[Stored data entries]
◆ ◆ ◆ ◆

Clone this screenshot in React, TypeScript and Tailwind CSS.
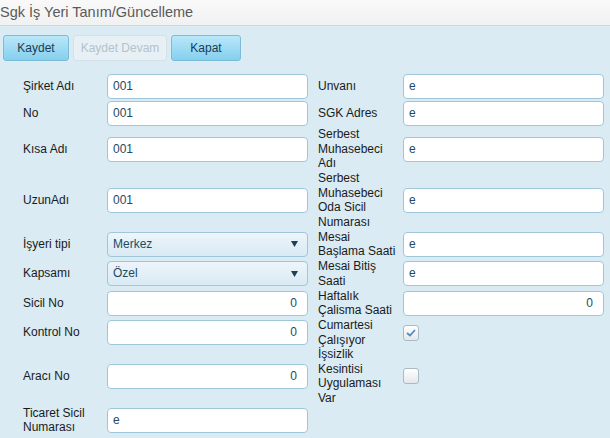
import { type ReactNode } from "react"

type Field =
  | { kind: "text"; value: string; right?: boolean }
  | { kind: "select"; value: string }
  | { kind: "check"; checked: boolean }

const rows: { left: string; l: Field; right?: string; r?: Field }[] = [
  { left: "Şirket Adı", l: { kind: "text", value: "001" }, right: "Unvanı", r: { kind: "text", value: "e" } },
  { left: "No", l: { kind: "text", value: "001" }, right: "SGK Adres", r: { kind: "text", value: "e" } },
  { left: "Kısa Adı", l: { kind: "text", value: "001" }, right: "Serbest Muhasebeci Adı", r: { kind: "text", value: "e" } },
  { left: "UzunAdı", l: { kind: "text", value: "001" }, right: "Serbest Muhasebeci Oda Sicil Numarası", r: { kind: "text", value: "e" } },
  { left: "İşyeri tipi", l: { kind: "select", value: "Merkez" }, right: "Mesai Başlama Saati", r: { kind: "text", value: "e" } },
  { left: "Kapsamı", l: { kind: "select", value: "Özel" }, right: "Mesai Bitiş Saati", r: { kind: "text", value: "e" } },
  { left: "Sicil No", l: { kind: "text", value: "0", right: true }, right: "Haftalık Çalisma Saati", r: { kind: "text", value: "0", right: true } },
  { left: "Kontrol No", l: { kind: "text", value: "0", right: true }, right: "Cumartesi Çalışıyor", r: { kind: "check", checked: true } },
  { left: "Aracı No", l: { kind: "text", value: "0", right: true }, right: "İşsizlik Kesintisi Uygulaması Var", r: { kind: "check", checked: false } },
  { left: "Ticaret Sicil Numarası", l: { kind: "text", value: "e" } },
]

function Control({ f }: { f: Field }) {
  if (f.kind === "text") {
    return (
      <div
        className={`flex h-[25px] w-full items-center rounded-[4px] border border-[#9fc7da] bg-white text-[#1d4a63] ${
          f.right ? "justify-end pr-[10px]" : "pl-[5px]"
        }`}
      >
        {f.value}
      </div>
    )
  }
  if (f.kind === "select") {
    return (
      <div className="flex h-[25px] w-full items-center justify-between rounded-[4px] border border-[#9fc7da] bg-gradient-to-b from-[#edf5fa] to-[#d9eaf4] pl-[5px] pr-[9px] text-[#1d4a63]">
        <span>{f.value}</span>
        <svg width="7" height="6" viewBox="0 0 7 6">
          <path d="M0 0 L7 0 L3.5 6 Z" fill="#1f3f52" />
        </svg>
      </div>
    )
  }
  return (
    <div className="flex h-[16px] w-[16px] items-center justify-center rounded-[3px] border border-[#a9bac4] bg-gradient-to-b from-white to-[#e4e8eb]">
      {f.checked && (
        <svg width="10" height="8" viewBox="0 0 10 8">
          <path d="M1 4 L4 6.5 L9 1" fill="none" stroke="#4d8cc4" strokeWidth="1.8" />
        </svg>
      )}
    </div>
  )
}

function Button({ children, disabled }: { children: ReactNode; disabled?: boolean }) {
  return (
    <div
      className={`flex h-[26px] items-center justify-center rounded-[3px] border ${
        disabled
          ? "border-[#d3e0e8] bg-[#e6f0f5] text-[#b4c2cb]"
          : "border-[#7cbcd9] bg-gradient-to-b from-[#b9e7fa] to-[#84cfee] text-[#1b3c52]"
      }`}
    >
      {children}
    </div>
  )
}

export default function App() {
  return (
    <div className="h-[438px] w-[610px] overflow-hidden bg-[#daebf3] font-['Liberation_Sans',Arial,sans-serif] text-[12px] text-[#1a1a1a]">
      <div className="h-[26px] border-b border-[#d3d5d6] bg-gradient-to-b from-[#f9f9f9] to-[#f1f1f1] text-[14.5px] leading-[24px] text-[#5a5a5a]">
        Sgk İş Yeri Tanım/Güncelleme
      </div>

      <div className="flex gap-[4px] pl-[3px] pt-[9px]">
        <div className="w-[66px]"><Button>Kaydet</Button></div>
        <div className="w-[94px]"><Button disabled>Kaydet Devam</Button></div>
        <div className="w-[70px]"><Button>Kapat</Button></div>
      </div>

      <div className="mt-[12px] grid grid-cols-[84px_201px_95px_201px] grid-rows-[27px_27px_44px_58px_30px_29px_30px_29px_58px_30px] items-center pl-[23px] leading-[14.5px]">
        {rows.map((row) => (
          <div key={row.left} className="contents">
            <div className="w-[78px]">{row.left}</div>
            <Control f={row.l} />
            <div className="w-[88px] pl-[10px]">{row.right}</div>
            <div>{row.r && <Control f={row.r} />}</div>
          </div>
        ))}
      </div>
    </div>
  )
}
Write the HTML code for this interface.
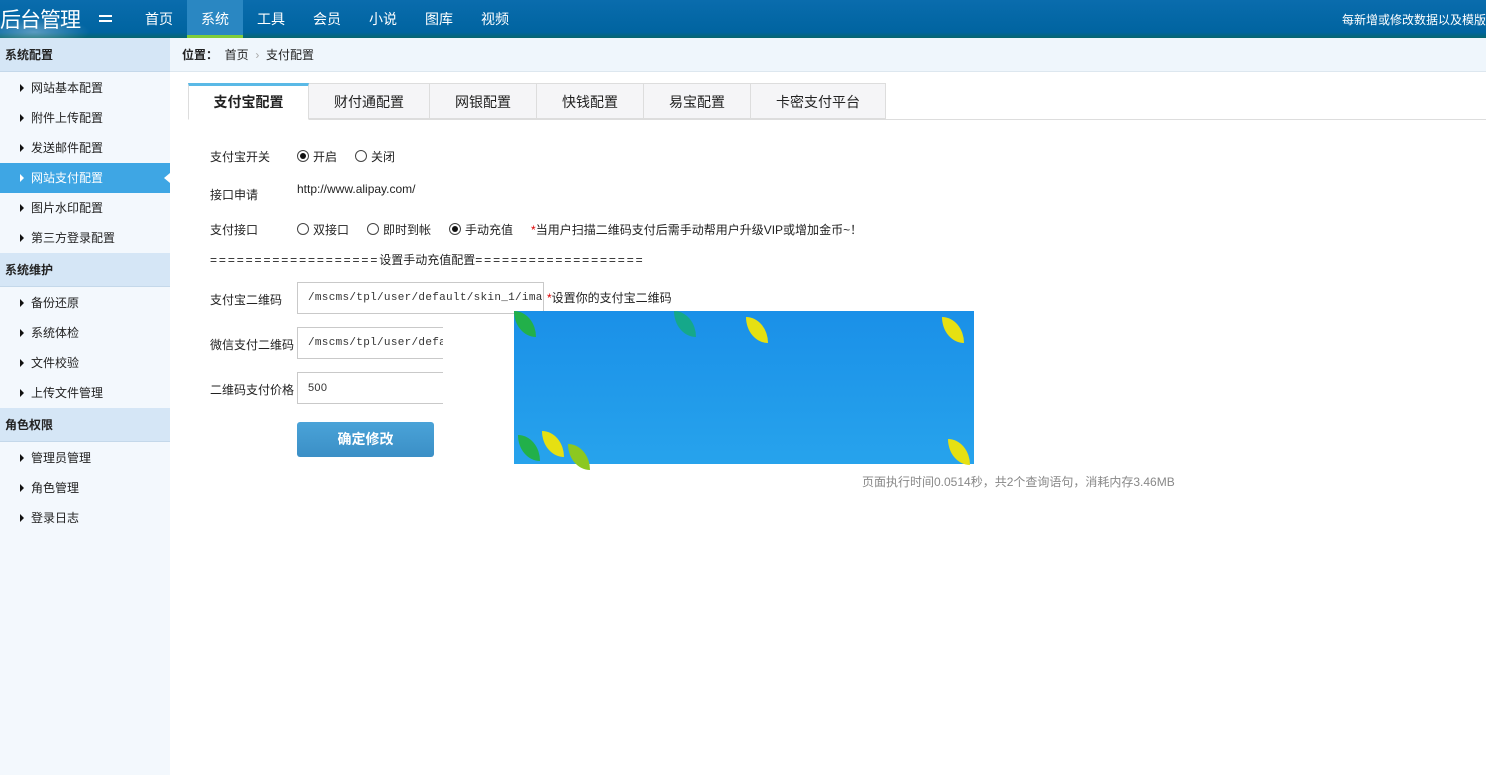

◆ ◆ ◆ ◆

What to work on.
Each line above is to be copied verbatim. Drop any image from the copy.

Task response.
Clone this screenshot in React, TypeScript and Tailwind CSS.
import { type ReactNode } from "react"

type Field =
  | { kind: "text"; value: string; right?: boolean }
  | { kind: "select"; value: string }
  | { kind: "check"; checked: boolean }

const rows: { left: string; l: Field; right?: string; r?: Field }[] = [
  { left: "Şirket Adı", l: { kind: "text", value: "001" }, right: "Unvanı", r: { kind: "text", value: "e" } },
  { left: "No", l: { kind: "text", value: "001" }, right: "SGK Adres", r: { kind: "text", value: "e" } },
  { left: "Kısa Adı", l: { kind: "text", value: "001" }, right: "Serbest Muhasebeci Adı", r: { kind: "text", value: "e" } },
  { left: "UzunAdı", l: { kind: "text", value: "001" }, right: "Serbest Muhasebeci Oda Sicil Numarası", r: { kind: "text", value: "e" } },
  { left: "İşyeri tipi", l: { kind: "select", value: "Merkez" }, right: "Mesai Başlama Saati", r: { kind: "text", value: "e" } },
  { left: "Kapsamı", l: { kind: "select", value: "Özel" }, right: "Mesai Bitiş Saati", r: { kind: "text", value: "e" } },
  { left: "Sicil No", l: { kind: "text", value: "0", right: true }, right: "Haftalık Çalisma Saati", r: { kind: "text", value: "0", right: true } },
  { left: "Kontrol No", l: { kind: "text", value: "0", right: true }, right: "Cumartesi Çalışıyor", r: { kind: "check", checked: true } },
  { left: "Aracı No", l: { kind: "text", value: "0", right: true }, right: "İşsizlik Kesintisi Uygulaması Var", r: { kind: "check", checked: false } },
  { left: "Ticaret Sicil Numarası", l: { kind: "text", value: "e" } },
]

function Control({ f }: { f: Field }) {
  if (f.kind === "text") {
    return (
      <div
        className={`flex h-[25px] w-full items-center rounded-[4px] border border-[#9fc7da] bg-white text-[#1d4a63] ${
          f.right ? "justify-end pr-[10px]" : "pl-[5px]"
        }`}
      >
        {f.value}
      </div>
    )
  }
  if (f.kind === "select") {
    return (
      <div className="flex h-[25px] w-full items-center justify-between rounded-[4px] border border-[#9fc7da] bg-gradient-to-b from-[#edf5fa] to-[#d9eaf4] pl-[5px] pr-[9px] text-[#1d4a63]">
        <span>{f.value}</span>
        <svg width="7" height="6" viewBox="0 0 7 6">
          <path d="M0 0 L7 0 L3.5 6 Z" fill="#1f3f52" />
        </svg>
      </div>
    )
  }
  return (
    <div className="flex h-[16px] w-[16px] items-center justify-center rounded-[3px] border border-[#a9bac4] bg-gradient-to-b from-white to-[#e4e8eb]">
      {f.checked && (
        <svg width="10" height="8" viewBox="0 0 10 8">
          <path d="M1 4 L4 6.5 L9 1" fill="none" stroke="#4d8cc4" strokeWidth="1.8" />
        </svg>
      )}
    </div>
  )
}

function Button({ children, disabled }: { children: ReactNode; disabled?: boolean }) {
  return (
    <div
      className={`flex h-[26px] items-center justify-center rounded-[3px] border ${
        disabled
          ? "border-[#d3e0e8] bg-[#e6f0f5] text-[#b4c2cb]"
          : "border-[#7cbcd9] bg-gradient-to-b from-[#b9e7fa] to-[#84cfee] text-[#1b3c52]"
      }`}
    >
      {children}
    </div>
  )
}

export default function App() {
  return (
    <div className="h-[438px] w-[610px] overflow-hidden bg-[#daebf3] font-['Liberation_Sans',Arial,sans-serif] text-[12px] text-[#1a1a1a]">
      <div className="h-[26px] border-b border-[#d3d5d6] bg-gradient-to-b from-[#f9f9f9] to-[#f1f1f1] text-[14.5px] leading-[24px] text-[#5a5a5a]">
        Sgk İş Yeri Tanım/Güncelleme
      </div>

      <div className="flex gap-[4px] pl-[3px] pt-[9px]">
        <div className="w-[66px]"><Button>Kaydet</Button></div>
        <div className="w-[94px]"><Button disabled>Kaydet Devam</Button></div>
        <div className="w-[70px]"><Button>Kapat</Button></div>
      </div>

      <div className="mt-[12px] grid grid-cols-[84px_201px_95px_201px] grid-rows-[27px_27px_44px_58px_30px_29px_30px_29px_58px_30px] items-center pl-[23px] leading-[14.5px]">
        {rows.map((row) => (
          <div key={row.left} className="contents">
            <div className="w-[78px]">{row.left}</div>
            <Control f={row.l} />
            <div className="w-[88px] pl-[10px]">{row.right}</div>
            <div>{row.r && <Control f={row.r} />}</div>
          </div>
        ))}
      </div>
    </div>
  )
}
Write the HTML code for this interface.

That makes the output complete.